Experiments show that mustard and tomato plants nibbled by Bombus terrestris bees bloomed earlier than unbitten plants by days, or even weeks, say De Moraes and her colleagues. So for the bumblebees, accelerating bloom times could be a lifesaver. When trying to found colonies in early spring, the bees rely on flower pollen as a protein source for raising their young.

Foteini Paschalidou, an ecologist now at France’s National Institute for Agricultural Research in Versailles-Grignon, was the first team member to call attention to the behavior. She was working on a different project with caged B. terrestris bees indoors. At first, De Moraes worried. “Is it something wrong with them?”

READ MORE - What really gets bees buzzing

 
The bees’ supplier and some farmers who used them to pollinate crops assured the researchers that nipping happens elsewhere, although the team hasn’t found any accounts in the scientific literature.

To test a link between leaf biting and pollen shortages, the researchers did a caged-bee test. After three days without pollen, bumblebees trapped with nonblooming plants were more likely to poke holes in foliage than a bee group buzzing among plentiful flowers. When researchers swapped the bees’ situations, the insects now trapped without blooms started nibbling leaves.

Tests done on the roof of the lab building with bees free to seek flowers in rooftop planters and elsewhere also found a link between pollen shortage and increased leaf biting, the researchers report.

The notion that bee damage to a leaf could jump-start flowering originally struck coauthor Mark Mescher of ETH Zurich as a long shot. Yet in lab tests, tomato plants punctured five to 10 times by pollen-deprived bees bloomed 30 days earlier on average than undamaged plants. But the speed-up time varied by plant species. For instance, bee-nipped black mustard (Brassica nigra) bloomed only about 16 days early.

The bee-pestered plants’ acceleration is not entirely unprecedented. Some other forms of stress, including drought, skimpy nutrients and assault by leaf-eating insect pests, also have triggered early blooming, Mescher points out.

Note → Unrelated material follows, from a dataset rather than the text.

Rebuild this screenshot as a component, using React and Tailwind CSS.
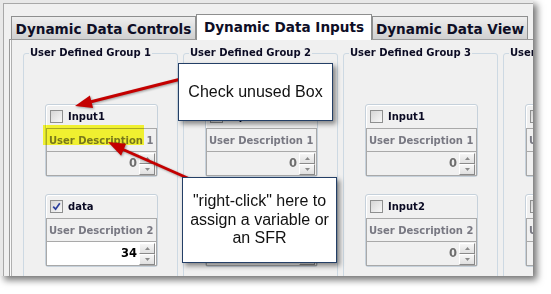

But just what’s going on with the bee bites and how they might tap into the internal clock that triggers a plant to switch from leafing to flowering remain big questions.

So far, the best efforts of human scientists waiting with forceps and a razor on a lab rooftop to mimic bee activity in real time, bite by bite, on comparison plants have produced only modest acceleration in the black mustard, and no meaningful change in the tomatoes. So there might be something special in a bee bite.

In a happy accident, the outdoor trials attracted visits from two other Bombus species that checked out the plants on offer and also nicked holes in leaves. That confirms that leaf nibbling is not just some quirk of a commercial lineage of bees, although two long-time bumblebee watchers — Dave Goulson at the University of Sussex in England and Lynn Adler at the University of Massachusetts Amherst — say they’ve never noticed it.

Goulson says he’s fascinated by the idea. B. terrestris commonly cuts holes in plant parts, but in a slightly different context. Instead of groping for nectar through the natural openings of flowers, these and other bumblebees often just bite little holes through the outer wall of a flower for a sip. “I can imagine that hungry bees unable to find flowers might try biting leaves in desperation,” Goulson says. Flower biting might thus have evolved into leaf biting, though, as Mescher points out, it could have happened the opposite way, too.

With those intriguing ideas buzzing around, clearly now is a great time to go watch bees.